MAYWOOD – Jackie Bursmeyer uses creative ways to reach people in Santiago, Chile, for Jesus Christ. These include making crafts, unique Bible stories over tea, and even walking her dog, Molly.

Bursmeyer, a Southern Baptist missionary for 35 years, is on furlough with family in St. Louis. She spoke to the Mt. Salem/Wyaconda Southern Baptist Association quarterly Woman’s Missionary Union (WMU) meeting April 25 of her work and the challenges as an administrative assistant for the Americas Support Center.

Her apartment building has some 70 families. She reaches those women so they can reach their husbands and families. One block of five apartment buildings has approximately 2,000 people.

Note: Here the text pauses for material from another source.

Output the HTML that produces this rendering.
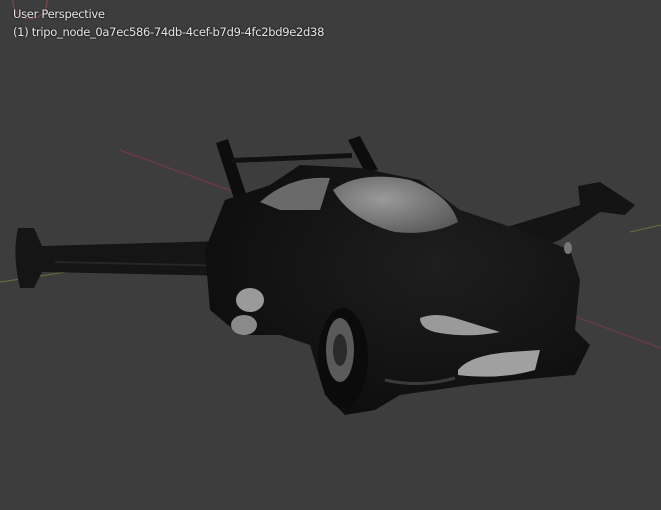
<!DOCTYPE html>
<html><head><style>
html,body{margin:0;padding:0;width:661px;height:510px;overflow:hidden;background:#3d3d3d}
.t{position:absolute;left:13px;color:#e6e6e6;font:11.5px "DejaVu Sans",sans-serif;letter-spacing:-0.3px;text-shadow:0 0 2px #000}
</style></head><body>
<svg width="661" height="510" style="position:absolute;left:0;top:0">
<defs>
<radialGradient id="b" cx="0.6" cy="0.4" r="0.7"><stop offset="0" stop-color="#1e1e1e"/><stop offset="1" stop-color="#0c0c0c"/></radialGradient>
<radialGradient id="g" cx="0.4" cy="0.4" r="0.7"><stop offset="0" stop-color="#9a9a9a"/><stop offset="1" stop-color="#5a5a5a"/></radialGradient>
</defs>
<circle cx="30" cy="2" r="17" fill="none" stroke="#8a4848" stroke-width="1"/>
<line x1="120" y1="150" x2="661" y2="348" stroke="#7a3a45" stroke-width="1"/>
<path d="M0 282 Q50 275 95 267" stroke="#6b7040" fill="none"/>
<path d="M630 232 L661 225" stroke="#6b7040"/>
<!-- struts -->
<path d="M216 143 L228 139 L248 200 L236 205 Z" fill="#0d0d0d"/>
<path d="M348 140 L360 136 L378 170 L365 172 Z" fill="#0d0d0d"/>
<path d="M232 158 L352 153 L352 158 L232 163 Z" fill="#111"/>
<!-- right wing -->
<path d="M430 250 L580 205 L578 186 L600 182 L635 205 L625 215 L600 212 L560 240 L460 278 Z" fill="#141414"/>
<!-- left wing -->
<path d="M18 228 Q12 255 20 288 L34 288 L42 272 L330 278 L330 238 L42 246 L34 228 Z" fill="#151515"/>
<path d="M55 262 L330 268" stroke="#262626" stroke-width="2"/>
<!-- body -->
<path d="M205 250 L225 200 L270 185 L300 165 L360 168 L420 180 L460 210 L520 230 L570 250 L580 280 L575 330 L590 345 L575 375 L540 378 L470 385 L400 395 L375 410 L345 415 L325 395 L310 345 L280 335 L240 335 L210 310 Z" fill="url(#b)"/>
<path d="M260 202 Q290 175 330 178 L320 210 L280 210 Z" fill="#6a6a6a"/>
<path d="M333 190 Q360 170 410 180 Q450 195 458 222 Q430 236 395 232 Q350 220 333 190 Z" fill="url(#g)"/>
<ellipse cx="343" cy="358" rx="25" ry="50" fill="#0b0b0b"/>
<ellipse cx="340" cy="350" rx="14" ry="32" fill="#5a5a5a"/>
<ellipse cx="340" cy="350" rx="7" ry="16" fill="#2a2a2a"/>
<path d="M420 318 Q435 312 455 318 L500 332 Q470 338 440 333 Q420 330 420 318 Z" fill="#9a9a9a"/>
<path d="M458 370 Q470 355 510 352 L540 350 L535 370 Q500 380 458 375 Z" fill="#a0a0a0"/>
<path d="M385 380 Q420 388 455 378" stroke="#3a3a3a" stroke-width="3" fill="none"/>
<ellipse cx="568" cy="248" rx="4" ry="6" fill="#777"/>
<ellipse cx="250" cy="300" rx="14" ry="12" fill="#9a9a9a"/>
<ellipse cx="244" cy="325" rx="13" ry="10" fill="#8a8a8a"/>
</svg>
<div class="t" style="top:7px">User Perspective</div>
<div class="t" style="top:25px">(1) tripo_node_0a7ec586-74db-4cef-b7d9-4fc2bd9e2d38</div>
</body></html>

“I dare say 10 percent of them, if that many, are born-again believers,” she said. “Our goal is to establish a church, but we need more than women there.

“We’ve made felt pictures, decoupage, and they enjoy the cooking classes. They want to do quilting, which they call patchwork.”

Bursmeyer, a former sixth grade teacher, said she leads 20 or so women.

“We are called gringos (foreigners),” she said. “That’s very nice and we don’t mind it.”

A favorite treat of her group is brownies. By rote, she shares a scratch recipe.

“I can do that – recite the recipe – faster than I can open a box (of brownie mix),” she said.

With the crafts and Bible study, tea is often served.

“Chile is a big tea-drinking country,” she said.

A current Bible study the women enjoy is “Bad Girls of the Bible,” by Liz Curtis Higgs. One participant came to Christ last year and several others may be close.

“When we talked about Eve, that stirred strong conversation from the ladies,” she said. “One of the greatest obstacles is a lot of people say they are Christians, but lack the personal relationship with Jesus. I used to ask if they were a Christian, and many would say yes, because they were Catholic, or Mormon or Jehovah Witness. I find a better question is ‘what is your relationship to Jesus Christ?’

“People are private in apartment living. They are suspicious of evangels that come to share with them, because there are Jehovah’s Witnesses and Mormons all over the place. There is some talk among Catholics to overtake the evangels. When we point out that we don’t hate Mary, it opens the conversation with them.”

Molly, her West Highland white terrier mix, helps in the witness work.

“With Molly, I’m able to meet a lot of people walking their dogs. I get to know them through their dogs,” she said.

An 8.8 Chilean earthquake in 2010 trapped her for a time in her eighth-floor apartment, springing the doorjamb. For Bursmeyer, it was scarier being trapped than being in the earthquake.

“God gave me such peace in the moment,” she said. “He let me find batteries immediately for someone. I couldn’t tell you now where they are.”

The earthquake itself was a witness tool.

“It spurred conversations in the elevator later,” she said.

Bursmeyer has a personal appreciation for the WMU.

“Without the WMU, I would not be in Chile,” she said. “I know with the WMU we’ll get the prayer support.”